[Directions for this task]:
Copy word for word the lines in the records below, starting at the line with "Emit a component" and ending at the line with "const [selected, setSelected]". Skip the pictures.

[Dataset records]:

★ ★ ★ ★

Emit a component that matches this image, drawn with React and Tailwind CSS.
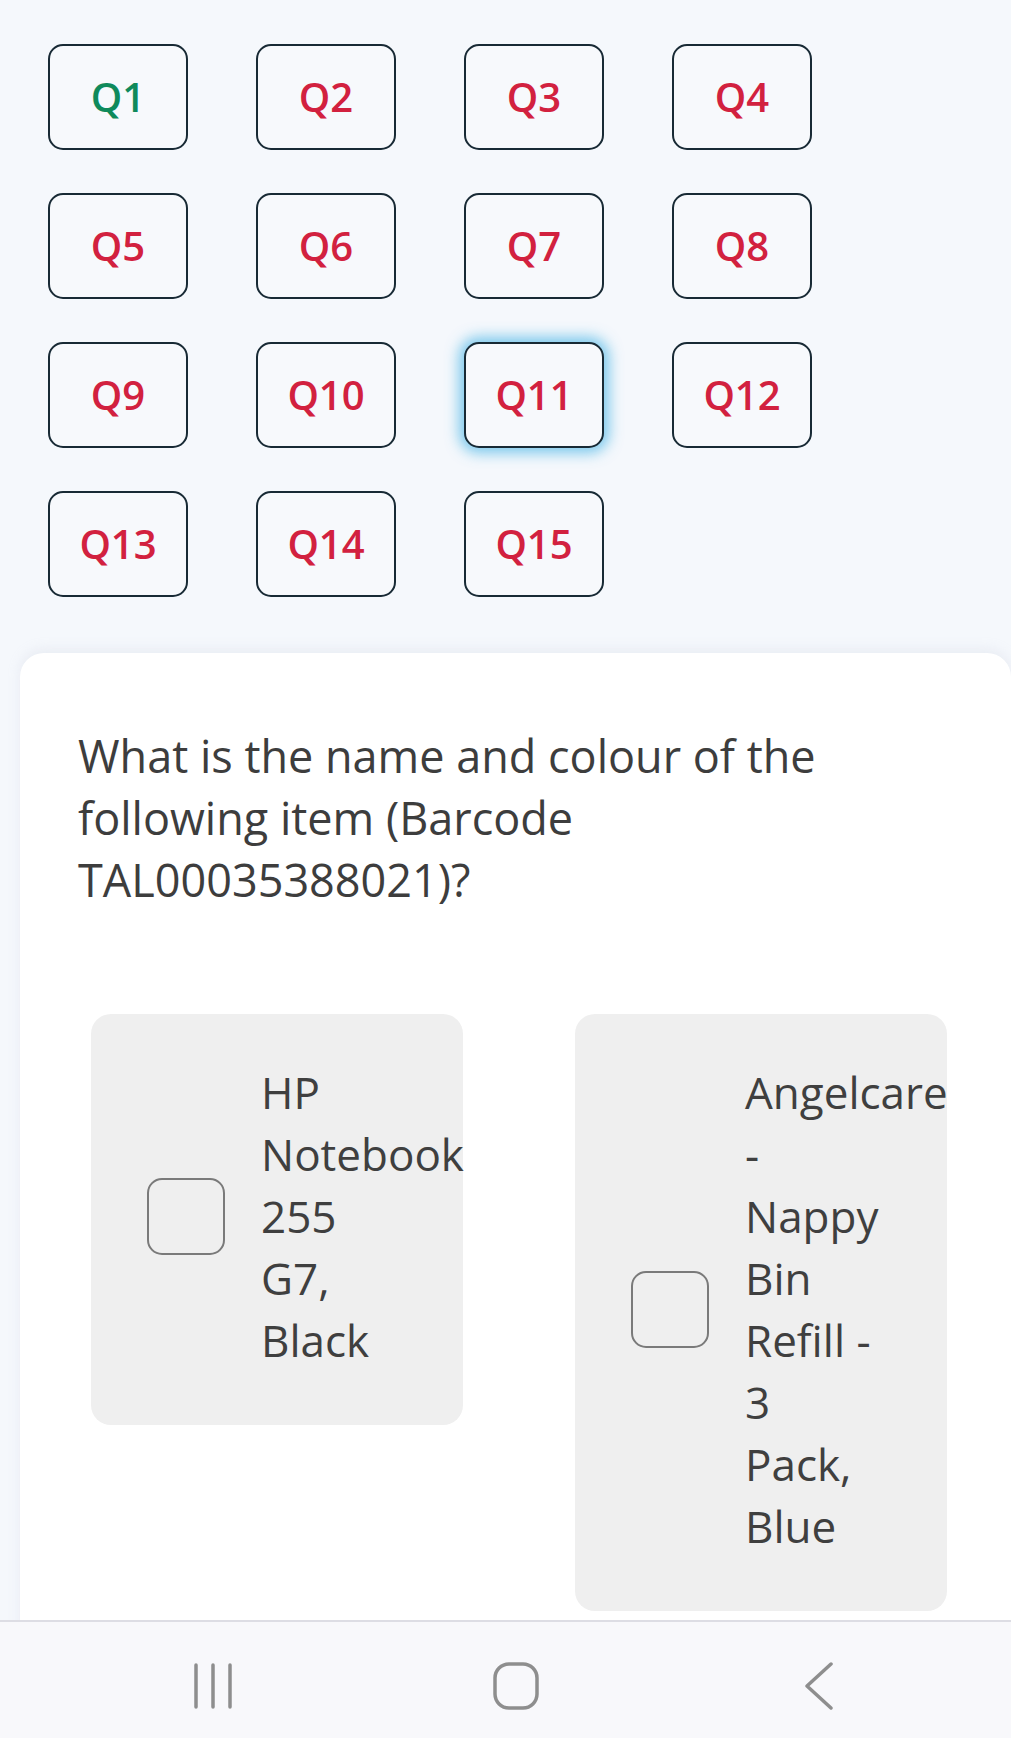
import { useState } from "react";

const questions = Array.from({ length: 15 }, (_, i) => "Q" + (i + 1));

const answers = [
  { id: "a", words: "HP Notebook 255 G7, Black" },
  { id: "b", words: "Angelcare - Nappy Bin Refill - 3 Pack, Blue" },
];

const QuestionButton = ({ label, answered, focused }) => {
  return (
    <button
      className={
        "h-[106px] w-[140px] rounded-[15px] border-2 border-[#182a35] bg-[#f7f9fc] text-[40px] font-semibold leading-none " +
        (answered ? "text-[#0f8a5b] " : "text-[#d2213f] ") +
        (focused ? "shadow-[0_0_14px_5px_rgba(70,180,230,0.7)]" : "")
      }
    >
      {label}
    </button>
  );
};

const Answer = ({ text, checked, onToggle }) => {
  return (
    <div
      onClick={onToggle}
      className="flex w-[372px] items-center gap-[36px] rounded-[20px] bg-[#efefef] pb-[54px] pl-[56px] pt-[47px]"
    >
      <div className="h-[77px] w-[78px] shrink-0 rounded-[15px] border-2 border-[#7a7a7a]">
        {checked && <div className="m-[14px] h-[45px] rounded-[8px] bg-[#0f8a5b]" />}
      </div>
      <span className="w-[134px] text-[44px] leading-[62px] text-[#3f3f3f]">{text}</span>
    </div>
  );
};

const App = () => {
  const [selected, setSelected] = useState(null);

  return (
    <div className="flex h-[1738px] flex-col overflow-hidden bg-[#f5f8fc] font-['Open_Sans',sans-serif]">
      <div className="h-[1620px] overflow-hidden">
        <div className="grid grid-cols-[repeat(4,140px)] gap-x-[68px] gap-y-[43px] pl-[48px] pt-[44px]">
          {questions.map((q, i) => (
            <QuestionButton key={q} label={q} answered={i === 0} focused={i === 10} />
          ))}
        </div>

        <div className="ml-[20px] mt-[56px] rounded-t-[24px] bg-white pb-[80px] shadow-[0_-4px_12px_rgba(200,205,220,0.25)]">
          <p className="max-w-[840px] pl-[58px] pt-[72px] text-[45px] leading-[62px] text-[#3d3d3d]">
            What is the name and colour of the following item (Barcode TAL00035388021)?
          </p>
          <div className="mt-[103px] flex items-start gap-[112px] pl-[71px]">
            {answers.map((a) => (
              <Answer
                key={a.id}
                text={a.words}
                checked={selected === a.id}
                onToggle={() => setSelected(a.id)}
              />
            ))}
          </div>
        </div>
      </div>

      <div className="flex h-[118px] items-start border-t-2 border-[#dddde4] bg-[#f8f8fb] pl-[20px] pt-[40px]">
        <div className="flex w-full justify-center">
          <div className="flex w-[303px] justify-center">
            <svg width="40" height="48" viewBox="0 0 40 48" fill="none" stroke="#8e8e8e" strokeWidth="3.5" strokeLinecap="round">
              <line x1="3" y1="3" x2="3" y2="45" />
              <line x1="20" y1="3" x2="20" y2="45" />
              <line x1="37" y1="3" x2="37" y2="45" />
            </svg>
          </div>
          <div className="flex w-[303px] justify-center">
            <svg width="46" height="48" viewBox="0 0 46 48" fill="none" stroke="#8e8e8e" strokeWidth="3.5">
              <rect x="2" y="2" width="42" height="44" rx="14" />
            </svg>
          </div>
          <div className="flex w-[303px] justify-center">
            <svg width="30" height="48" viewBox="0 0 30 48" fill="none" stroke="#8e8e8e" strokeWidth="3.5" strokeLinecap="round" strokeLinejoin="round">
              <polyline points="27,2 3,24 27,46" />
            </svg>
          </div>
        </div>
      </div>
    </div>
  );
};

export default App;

★ ★ ★ ★

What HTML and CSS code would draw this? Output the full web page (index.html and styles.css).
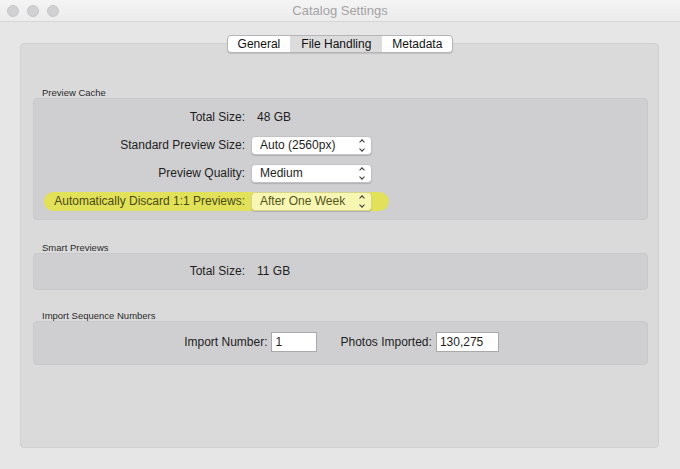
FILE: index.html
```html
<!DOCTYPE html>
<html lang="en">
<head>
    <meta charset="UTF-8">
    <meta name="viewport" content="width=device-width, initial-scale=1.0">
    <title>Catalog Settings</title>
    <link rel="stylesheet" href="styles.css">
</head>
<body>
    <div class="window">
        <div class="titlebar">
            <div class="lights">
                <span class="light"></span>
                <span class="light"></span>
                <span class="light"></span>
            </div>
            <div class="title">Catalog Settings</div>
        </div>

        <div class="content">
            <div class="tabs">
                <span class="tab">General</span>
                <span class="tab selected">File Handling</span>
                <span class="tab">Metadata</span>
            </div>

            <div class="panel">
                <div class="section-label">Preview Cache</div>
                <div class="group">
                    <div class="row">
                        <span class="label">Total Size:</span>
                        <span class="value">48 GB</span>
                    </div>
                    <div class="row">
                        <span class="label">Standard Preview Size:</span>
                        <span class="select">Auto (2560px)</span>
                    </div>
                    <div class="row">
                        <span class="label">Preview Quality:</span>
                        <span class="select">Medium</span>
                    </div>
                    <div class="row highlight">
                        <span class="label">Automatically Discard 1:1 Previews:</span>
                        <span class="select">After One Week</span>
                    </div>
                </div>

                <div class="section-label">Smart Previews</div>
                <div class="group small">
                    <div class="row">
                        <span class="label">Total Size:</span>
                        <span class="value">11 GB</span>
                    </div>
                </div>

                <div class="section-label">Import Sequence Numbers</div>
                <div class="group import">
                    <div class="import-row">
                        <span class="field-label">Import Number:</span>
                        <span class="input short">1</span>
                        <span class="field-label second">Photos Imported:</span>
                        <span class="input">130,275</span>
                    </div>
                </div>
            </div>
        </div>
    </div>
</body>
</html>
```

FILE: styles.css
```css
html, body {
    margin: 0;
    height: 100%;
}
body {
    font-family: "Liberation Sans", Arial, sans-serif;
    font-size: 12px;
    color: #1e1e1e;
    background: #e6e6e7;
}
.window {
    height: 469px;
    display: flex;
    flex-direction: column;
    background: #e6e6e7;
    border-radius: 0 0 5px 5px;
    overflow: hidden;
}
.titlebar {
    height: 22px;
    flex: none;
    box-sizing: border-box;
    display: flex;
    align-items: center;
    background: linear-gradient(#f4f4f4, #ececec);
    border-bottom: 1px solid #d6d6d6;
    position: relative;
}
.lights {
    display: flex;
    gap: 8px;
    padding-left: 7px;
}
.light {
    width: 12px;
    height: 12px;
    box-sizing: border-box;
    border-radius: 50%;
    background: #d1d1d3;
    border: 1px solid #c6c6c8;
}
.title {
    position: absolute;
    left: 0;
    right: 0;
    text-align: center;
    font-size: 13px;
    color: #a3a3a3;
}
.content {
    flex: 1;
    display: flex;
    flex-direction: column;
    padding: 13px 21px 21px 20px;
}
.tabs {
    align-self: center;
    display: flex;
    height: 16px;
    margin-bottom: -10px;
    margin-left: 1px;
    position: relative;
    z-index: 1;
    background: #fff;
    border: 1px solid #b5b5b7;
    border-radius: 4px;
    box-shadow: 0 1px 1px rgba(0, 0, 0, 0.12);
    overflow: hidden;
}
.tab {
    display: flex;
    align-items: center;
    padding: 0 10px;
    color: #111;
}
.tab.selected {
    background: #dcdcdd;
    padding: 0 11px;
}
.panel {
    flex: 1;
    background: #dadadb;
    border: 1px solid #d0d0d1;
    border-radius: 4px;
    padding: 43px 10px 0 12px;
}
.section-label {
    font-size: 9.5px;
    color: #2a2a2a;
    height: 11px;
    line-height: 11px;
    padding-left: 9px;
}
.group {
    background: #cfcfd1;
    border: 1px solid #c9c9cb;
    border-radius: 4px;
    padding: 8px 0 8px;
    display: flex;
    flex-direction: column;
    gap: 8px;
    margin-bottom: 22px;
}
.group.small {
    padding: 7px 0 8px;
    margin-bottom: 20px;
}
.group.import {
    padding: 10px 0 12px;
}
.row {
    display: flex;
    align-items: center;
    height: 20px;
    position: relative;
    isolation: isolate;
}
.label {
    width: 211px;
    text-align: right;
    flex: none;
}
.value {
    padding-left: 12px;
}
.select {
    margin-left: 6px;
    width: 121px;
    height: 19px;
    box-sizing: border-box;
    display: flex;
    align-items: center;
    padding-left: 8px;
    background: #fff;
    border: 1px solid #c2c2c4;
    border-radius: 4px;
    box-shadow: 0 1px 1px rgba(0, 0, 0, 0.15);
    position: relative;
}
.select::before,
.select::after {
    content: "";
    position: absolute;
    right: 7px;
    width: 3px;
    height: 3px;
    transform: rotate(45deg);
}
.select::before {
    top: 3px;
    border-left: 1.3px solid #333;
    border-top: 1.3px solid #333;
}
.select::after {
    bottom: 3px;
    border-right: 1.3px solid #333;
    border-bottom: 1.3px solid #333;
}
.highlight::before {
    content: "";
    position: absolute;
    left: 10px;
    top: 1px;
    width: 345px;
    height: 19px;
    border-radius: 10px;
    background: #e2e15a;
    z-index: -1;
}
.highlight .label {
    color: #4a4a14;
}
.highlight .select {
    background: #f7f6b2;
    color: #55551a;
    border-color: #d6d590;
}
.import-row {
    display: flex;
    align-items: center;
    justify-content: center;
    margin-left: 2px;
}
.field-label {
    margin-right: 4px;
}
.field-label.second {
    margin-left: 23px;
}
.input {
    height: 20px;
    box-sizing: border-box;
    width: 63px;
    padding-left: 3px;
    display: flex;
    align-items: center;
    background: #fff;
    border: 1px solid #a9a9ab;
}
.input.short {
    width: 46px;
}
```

★ ★ ★ ★

[The answer]:
Emit a component that matches this image, drawn with React and Tailwind CSS.
import { useState } from "react";

const questions = Array.from({ length: 15 }, (_, i) => "Q" + (i + 1));

const answers = [
  { id: "a", words: "HP Notebook 255 G7, Black" },
  { id: "b", words: "Angelcare - Nappy Bin Refill - 3 Pack, Blue" },
];

const QuestionButton = ({ label, answered, focused }) => {
  return (
    <button
      className={
        "h-[106px] w-[140px] rounded-[15px] border-2 border-[#182a35] bg-[#f7f9fc] text-[40px] font-semibold leading-none " +
        (answered ? "text-[#0f8a5b] " : "text-[#d2213f] ") +
        (focused ? "shadow-[0_0_14px_5px_rgba(70,180,230,0.7)]" : "")
      }
    >
      {label}
    </button>
  );
};

const Answer = ({ text, checked, onToggle }) => {
  return (
    <div
      onClick={onToggle}
      className="flex w-[372px] items-center gap-[36px] rounded-[20px] bg-[#efefef] pb-[54px] pl-[56px] pt-[47px]"
    >
      <div className="h-[77px] w-[78px] shrink-0 rounded-[15px] border-2 border-[#7a7a7a]">
        {checked && <div className="m-[14px] h-[45px] rounded-[8px] bg-[#0f8a5b]" />}
      </div>
      <span className="w-[134px] text-[44px] leading-[62px] text-[#3f3f3f]">{text}</span>
    </div>
  );
};

const App = () => {
  const [selected, setSelected] = useState(null);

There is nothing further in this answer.